Bitcoin, Bitcoin, Bitcoin… We’re hearing it everywhere, aren’t we? It’s being covered everywhere in the media, including a recent NPR story about a Bitcoin wallet theft—the humor in the story apparently that all the coins, wallet, and theft were virtual.While it is true that Bitcoin operates in an entirely virtual, e-commerce realm, its currency is very real for the businesses and individuals who use it.
Here’s a quick shorthand sketch of what Bitcoin is. It’s a peer-to-peer payment system and digital currency introduced as open source software, started in 2009, which allows businesses and individuals to transact business online without the use of a middle-man, like a bank or Paypal. This also means that no intermediary is tracking your online e-commerce activity. This is hugely appealing to many people, especially in light of the recent N.S.A. leak case and Target data-breach.
Also, Bitcoin’s removal of the middle-man takes away the banks’ ability to charge usage fees for transacting your e-business, which after the financial crisis of 2008 may be a way for Bitcoin’s users to make a socio-political statement about global financial practices as well. NPR’s Steve Henn had this to say. “Well, it's been pretty interesting. You know, bitcoin was developed after the financial crisis. And in many ways it was sort of a critique of the modern financial system.”

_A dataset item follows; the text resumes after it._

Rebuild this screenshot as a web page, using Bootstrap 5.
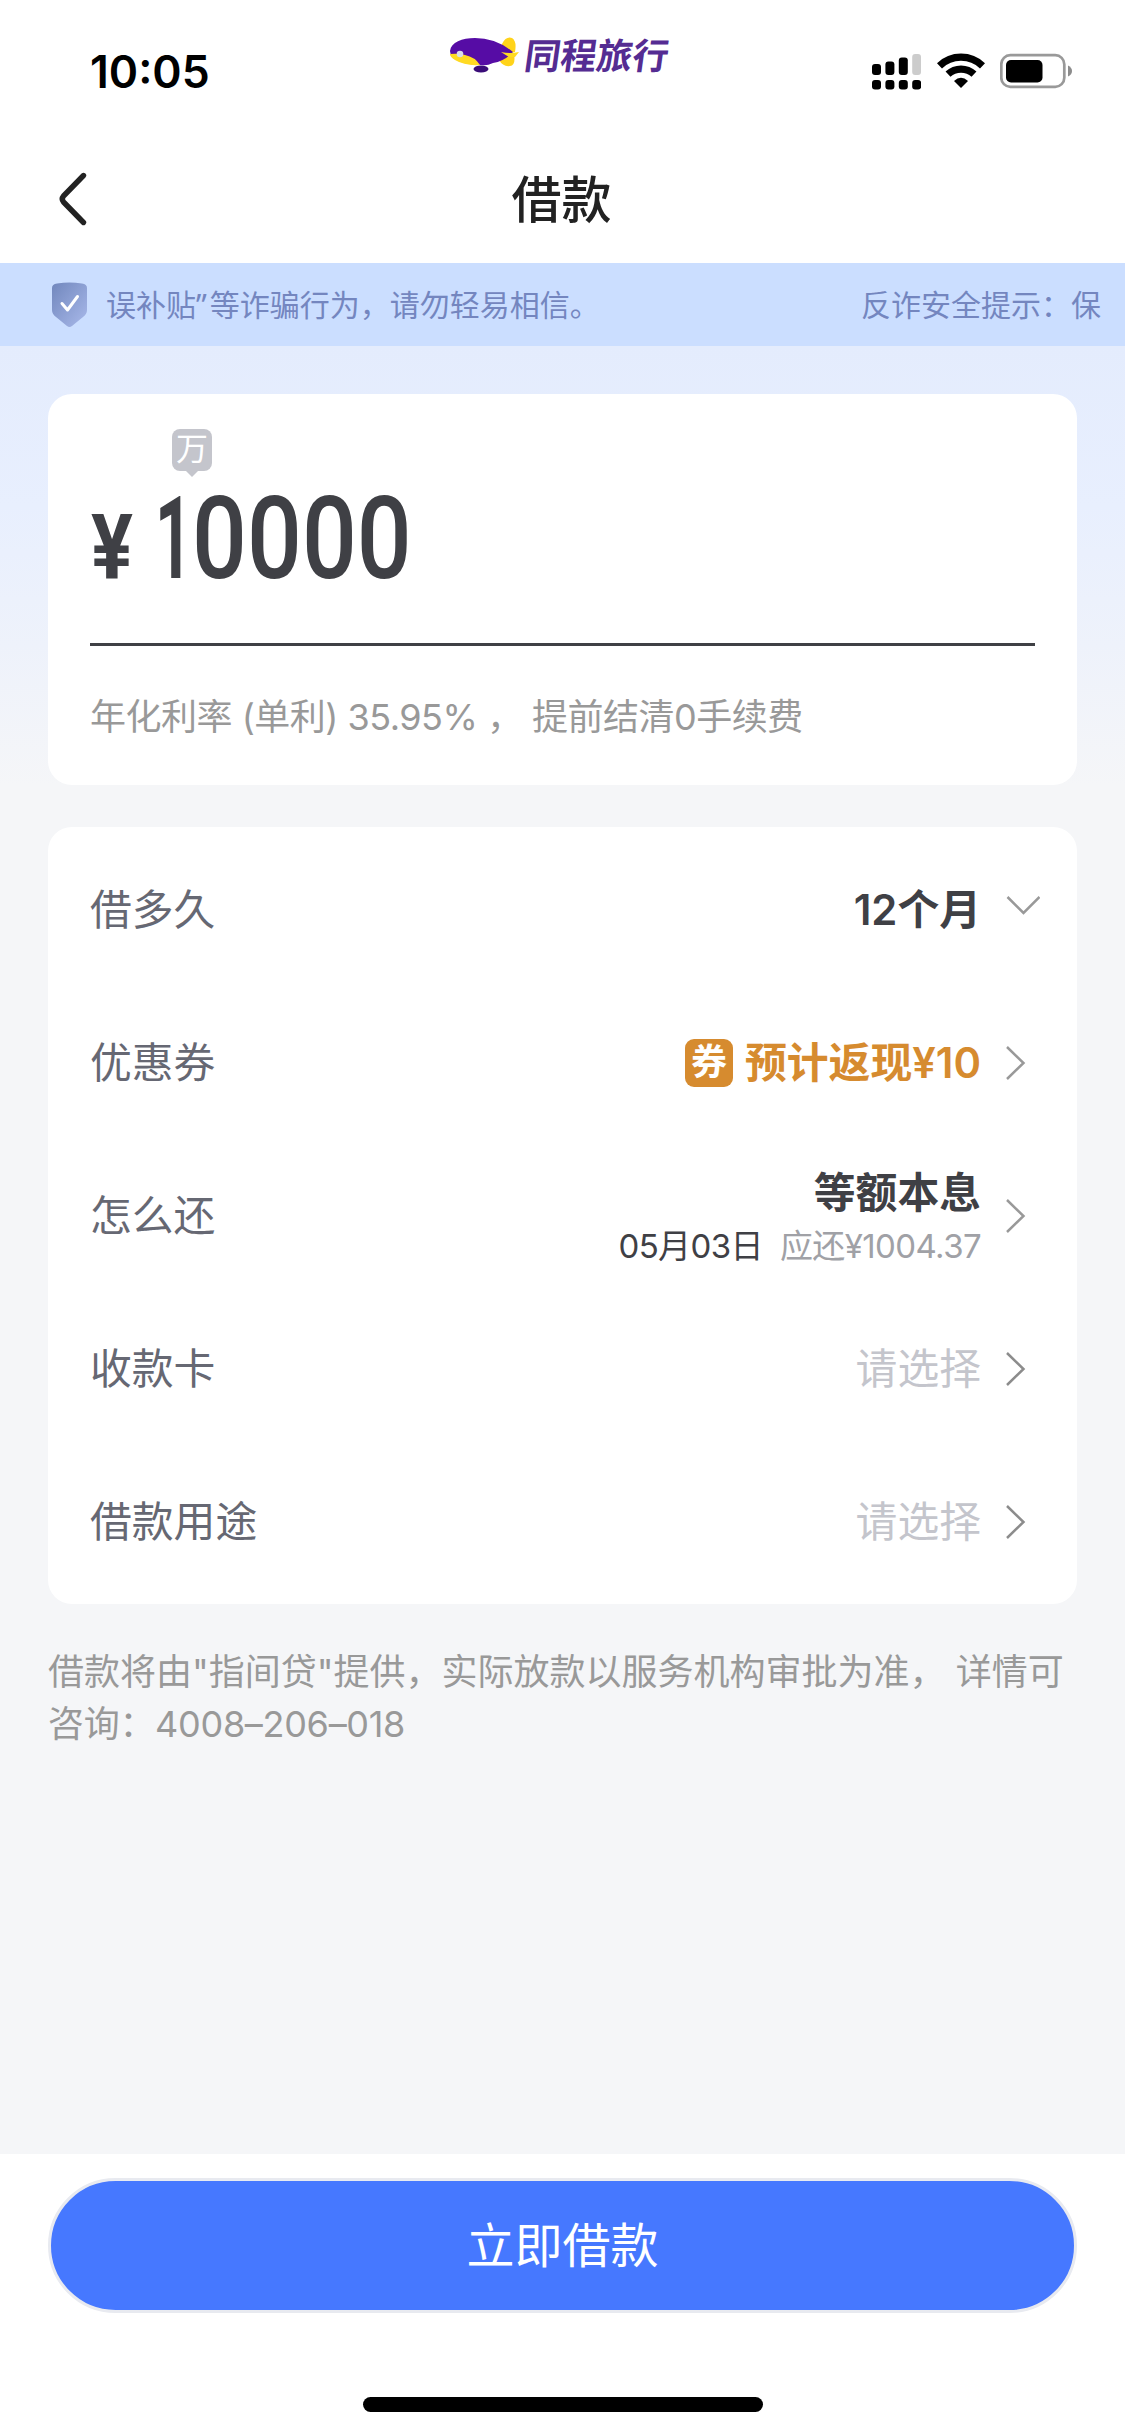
<!DOCTYPE html>
<html lang="zh-CN">
<head>
<meta charset="utf-8">
<meta name="viewport" content="width=device-width, initial-scale=1">
<title>借款</title>
<link href="https://cdn.jsdelivr.net/npm/bootstrap@5.3.0/dist/css/bootstrap.min.css" rel="stylesheet">
<style>
body{font-family:Inter,"Noto Sans CJK SC",sans-serif;background:#f5f6f8;color:#3f4045;line-height:1}
svg{display:block;flex:none}
.screen{width:1125px;height:2435px;overflow:hidden}
.status{height:143px;padding:0 52px 0 90px}
.clock{font-size:44.5px;font-weight:600;color:#000;width:362px;height:143px;line-height:144px}
.brand{padding-top:32px;width:431px}
.airship{margin:0 -4px 0 -2px;transform:translateX(2px)}
.brand-name{font-family:"Noto Sans CJK SC",sans-serif;font-weight:700;font-size:36px;line-height:43px;color:#552c92;transform:skewX(-8deg);margin-left:8px}
.gauges{padding-top:53px;gap:15.5px}
.titlebar{height:120px;padding:0 59px 0 57px}
.titlebar h1{font-size:50px;font-weight:500;color:#222;line-height:114px}
.side{width:60px;padding-top:28px}
.notice{height:83px;background:#cbdeff;color:#7486bf;font-size:30px;line-height:83px;padding:1px 24px 0 52px}
.notice-msg{margin-left:19px}
.quote{font-family:"Noto Sans",sans-serif;margin-right:3px}
.main{height:1808px;padding:48px 48px 0;background:linear-gradient(#e4ecfd 0,#e8effe 160px,#eef2fb 300px,#f5f6f8 440px)}
.panel{border:0;border-radius:24px;background:#fff}
.amount-panel{height:390.5px;padding:35px 42px 0}
.unit{width:40px;height:42px;border-radius:8px;background:#c4c5cc;color:#fff;font-size:32px;line-height:39px;margin-left:82px;position:relative}
.unit::after{content:"";position:absolute;left:14px;top:42px;border:6px solid transparent;border-top-color:#c4c5cc;border-bottom:0}
.amount{font-family:Roboto,sans-serif;height:174.500px;border-bottom:3px solid #3f4045}
.amount-in{height:82px;margin-top:25px;padding-top:2px}
.yen{font-size:91px;line-height:82px;font-weight:700;width:65px;padding-top:9px}
.yen-sign{display:inline-block;transform:scaleX(.86);transform-origin:0 0;margin-left:1px}
.digits{font-size:115px;line-height:82px;font-weight:500;transform:scaleX(.84);transform-origin:0 0}
.one{display:inline-block;transform:scaleX(.67);font-weight:700;transform-origin:0 0;margin-right:-21.800px}
.rate{font-size:36px;line-height:50px;color:#999;margin-top:46px;white-space:pre;letter-spacing:-.5px}
.list-panel{margin-top:42.5px;padding:6px 37px 5px 42px}
.item{height:153.2px;font-size:41.8px}
.item-label{color:#666873;padding-top:2px}
.item-value{font-weight:600;margin-right:10px;padding-top:2px}
.arrow{width:49px}
.coupon{width:48px;height:48px;border-radius:9px;background:#d68b2f;color:#fff;font-size:36px;font-weight:700;line-height:47px;margin-right:12px}
.gold{color:#d68b2f}
.plan{padding-top:9px}
.plan-sub{font-size:33px;font-weight:400;line-height:48px;gap:17px;letter-spacing:-.6px}
.muted{color:#a0a1a6}
.pick{color:#c4c5cc;font-weight:400}
.foot{font-size:36px;line-height:52px;color:#999;margin-top:42.500px;white-space:nowrap}
.hotline{letter-spacing:-.3px}
.action{height:281px;background:#fff;padding:24px 48px 0}
.go{width:1029px;height:135px;border:3px solid #e8eaf0;border-radius:68px;background:#4678ff;color:#fff;font-size:48px;padding:0}
.go:hover{background:#4678ff}
.home{width:400px;height:15px;border-radius:8px;background:#000;margin-top:84px}
</style>
</head>
<body>
<div class="screen d-flex flex-column">
  <header class="bg-white">
    <div class="status d-flex align-items-start">
      <div class="clock">10:05</div>
      <div class="brand d-flex">
        <svg class="airship" width="76" height="44" viewBox="-3 0 76 44">
          <path d="M52 12Q56 4 62 6Q67 9 65 20L50 23ZM49 21L64 22Q66 33 60 34Q53 35 49 28Z" fill="#ffd31a"/>
          <ellipse cx="31" cy="37" rx="7.500" ry="3.500" fill="#3a0c78"/>
          <path d="M0 19C1 10 12 6 25 6Q46 6 63 20Q55 29 43 31Q37 34 31 33Q13 33 3 26Q0 23 0 19Z" fill="#560ca5"/>
          <path d="M0 22Q8 21 15 23Q25 25 30 33Q15 34 5 28Q0 25 0 22Z" fill="#ffda22"/>
          <path d="M51 20Q60 22 69 20L65 25H59Q54 22 51 20Z" fill="#ffda22"/>
          <circle cx="10" cy="22" r="3.300" fill="#d9dde8"/>
        </svg>
        <div class="brand-name">同程旅行</div>
      </div>
      <div class="gauges d-flex">
        <svg width="49" height="37" viewBox="0 0 49 37">
          <g fill="#000"><rect y="11" width="9" height="11" rx="3"/><rect x="13.4" y="8.5" width="9" height="13.5" rx="3"/><rect x="26.8" y="4.5" width="9" height="17.5" rx="3"/><rect y="27" width="9" height="9.5" rx="3"/><rect x="13.4" y="27" width="9" height="9.5" rx="3"/><rect x="26.8" y="27" width="9" height="9.5" rx="3"/><rect x="40.2" y="27" width="9" height="9.5" rx="3"/></g>
          <rect x="40.2" y="1" width="8.8" height="21" rx="3" fill="#ccc"/>
        </svg>
        <svg width="48" height="36" viewBox="0 0 48 36">
          <g fill="none" stroke="#000" stroke-width="7.2"><path d="M2.5 12.8A31 31 0 0 1 45.500 12.800"/><path d="M11 21.200A19 19 0 0 1 37 21.200"/></g>
          <path d="M17 28Q24 21.500 31 28L24 35Z"/>
        </svg>
        <svg width="73" height="36" viewBox="0 0 73 36">
          <rect x="1.300" y="2.200" width="63" height="31.600" rx="9" fill="none" stroke="#999" stroke-width="2.700"/>
          <rect x="6" y="7" width="36.500" height="22.500" rx="5"/>
          <path d="M68 12.500Q72 14.500 72 18T68 23.500Z" fill="#8c8c8c"/>
        </svg>
      </div>
    </div>
    <div class="titlebar d-flex justify-content-between">
      <div class="side"><svg width="32" height="56" viewBox="0 0 32 56"><path d="M26.500 4.500L6.500 25Q4 28 6.500 31L26.500 51.500" fill="none" stroke="#222" stroke-width="5.400" stroke-linecap="round" stroke-linejoin="round"/></svg></div>
      <h1 class="mb-0">借款</h1>
      <div class="side"></div>
    </div>
  </header>

  <div class="notice d-flex align-items-center">
    <svg width="35" height="46" viewBox="0 0 35 46">
      <defs><linearGradient id="sh" x1="0" y1="0" x2="1" y2="1"><stop stop-color="#7187bd"/><stop offset="1" stop-color="#a9b9ea"/></linearGradient></defs>
      <path d="M0 6Q0 2 5 1.500Q17.500-.5 30 1.500Q35 2 35 6V28Q35 32 31 35L20 44Q17.500 46 15 44L4 35Q0 32 0 28Z" fill="url(#sh)"/>
      <path d="M10 21.500L15.500 28L25.500 14.500" fill="none" stroke="#fff" stroke-width="3" stroke-linecap="round" stroke-linejoin="round"/>
    </svg>
    <span class="notice-msg">误补贴<span class="quote">”</span>等诈骗行为，请勿轻易相信。</span>
    <span class="ms-auto">反诈安全提示：保</span>
  </div>

  <main class="main">
    <section class="card panel amount-panel">
      <div class="unit text-center">万</div>
      <div class="amount">
        <div class="amount-in d-flex align-items-start"><span class="yen"><span class="yen-sign">¥</span></span><span class="digits"><span class="one">1</span>0000</span></div>
      </div>
      <div class="rate">年化利率 (单利) 35.95% ， 提前结清0手续费</div>
    </section>

    <section class="card panel list-panel">
      <div class="item d-flex align-items-center">
        <span class="item-label">借多久</span><span class="item-value ms-auto">12个月</span>
        <svg class="arrow" width="49" height="36" viewBox="0 0 49 36"><path d="M16.500 5L32.500 21L48.500 5" fill="none" stroke="#999" stroke-width="2.500"/></svg>
      </div>
      <div class="item d-flex align-items-center">
        <span class="item-label">优惠券</span><span class="coupon ms-auto text-center">券</span><span class="item-value gold">预计返现¥10</span>
        <svg class="arrow" width="49" height="36" viewBox="0 0 49 36"><path d="M16 2L32.500 18L16 34" fill="none" stroke="#999" stroke-width="2.500"/></svg>
      </div>
      <div class="item d-flex align-items-center">
        <span class="item-label">怎么还</span>
        <div class="item-value ms-auto text-end"><div class="pb-2 fw-bold plan">等额本息</div><div class="plan-sub d-flex justify-content-end"><span>05月03日</span><span class="muted">应还¥1004.37</span></div></div>
        <svg class="arrow" width="49" height="36" viewBox="0 0 49 36"><path d="M16 2L32.500 18L16 34" fill="none" stroke="#999" stroke-width="2.500"/></svg>
      </div>
      <div class="item d-flex align-items-center">
        <span class="item-label">收款卡</span><span class="item-value pick ms-auto">请选择</span>
        <svg class="arrow" width="49" height="36" viewBox="0 0 49 36"><path d="M16 2L32.500 18L16 34" fill="none" stroke="#8c8c8c" stroke-width="2.500"/></svg>
      </div>
      <div class="item d-flex align-items-center">
        <span class="item-label">借款用途</span><span class="item-value pick ms-auto">请选择</span>
        <svg class="arrow" width="49" height="36" viewBox="0 0 49 36"><path d="M16 2L32.500 18L16 34" fill="none" stroke="#8c8c8c" stroke-width="2.500"/></svg>
      </div>
    </section>

    <p class="foot mb-0">借款将由"指间贷"提供，实际放款以服务机构审批为准， 详情可<br><span class="hotline">咨询：4008–206–018</span></p>
  </main>

  <footer class="action">
    <button class="btn go" type="button">立即借款</button>
    <div class="home mx-auto"></div>
  </footer>
</div>
<script src="https://cdn.jsdelivr.net/npm/bootstrap@5.3.0/dist/js/bootstrap.bundle.min.js"></script>
</body>
</html>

There is speculation that a combination of speculative activity which drove Bitcoin’s stock into the stratosphere and the recent large thefts which have rocked its community may undermine its use as a currency. However, U.S. regulators are moving in to shepherd the new currency and its market. The Internal Revenue Service has issued guidelines that Bitcoins are to be treated as physical assets. While it is not backed with the full faith of a government, it seems that governments, banks and businesses worldwide are taking Bitcoin seriously.